When you want something done quickly, double up the resources working on it.
Parallel processing, also defined as parallel computing, allows multiple server CPUs or processor cores to execute workflows at the same time -- in parallel -- by sharing resources and coordinating actions. Programs are broken down into pieces and then recombined, which completes the work much faster than serial processing.
Parallel processing applications can occur on a single processor with multiple cores, a single server with multiple processors, or across clusters or grids of computers. When set up properly, parallel processing is massively scalable, up to thousands of processors. This is typically seen in supercomputing deployments, not enterprise IT.

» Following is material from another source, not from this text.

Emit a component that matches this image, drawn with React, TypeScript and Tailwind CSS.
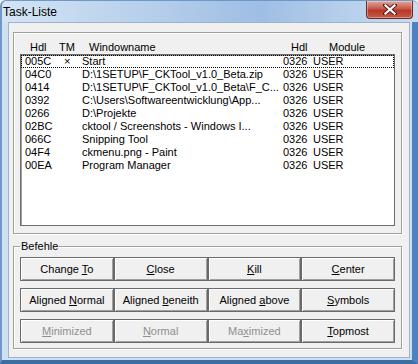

While serial processing is good for CPUs, serial communication is better for connections. Peripheral component interconnect express (PCIe) is a lower latency bus than the parallel PCI, and also has higher data transfer rates. Serial means data can travel over the bus in both directions simultaneously, whereas a parallel bus only sends data in one direction at one time. You'll find PCIe connections for network interface cards, graphics cards and storage accelerators on data center servers.
Hardware and applications are becoming more abstracted, with cloud architectures and software-defined data centers. However, a fundamental understanding of how different hardware designs handle different workloads will pay off in the best use of available capacity or a simple hardware fix to a bottleneck problem. For example, rather than rewrite a complex application that is lagging, the data center staff can spec local storage accelerators on PCIe busses. Conversely, when acquiring new hardware for a new application, the data center team can work with developers and programmers to understand how the app will use its resources and plan the best deployment to serve it.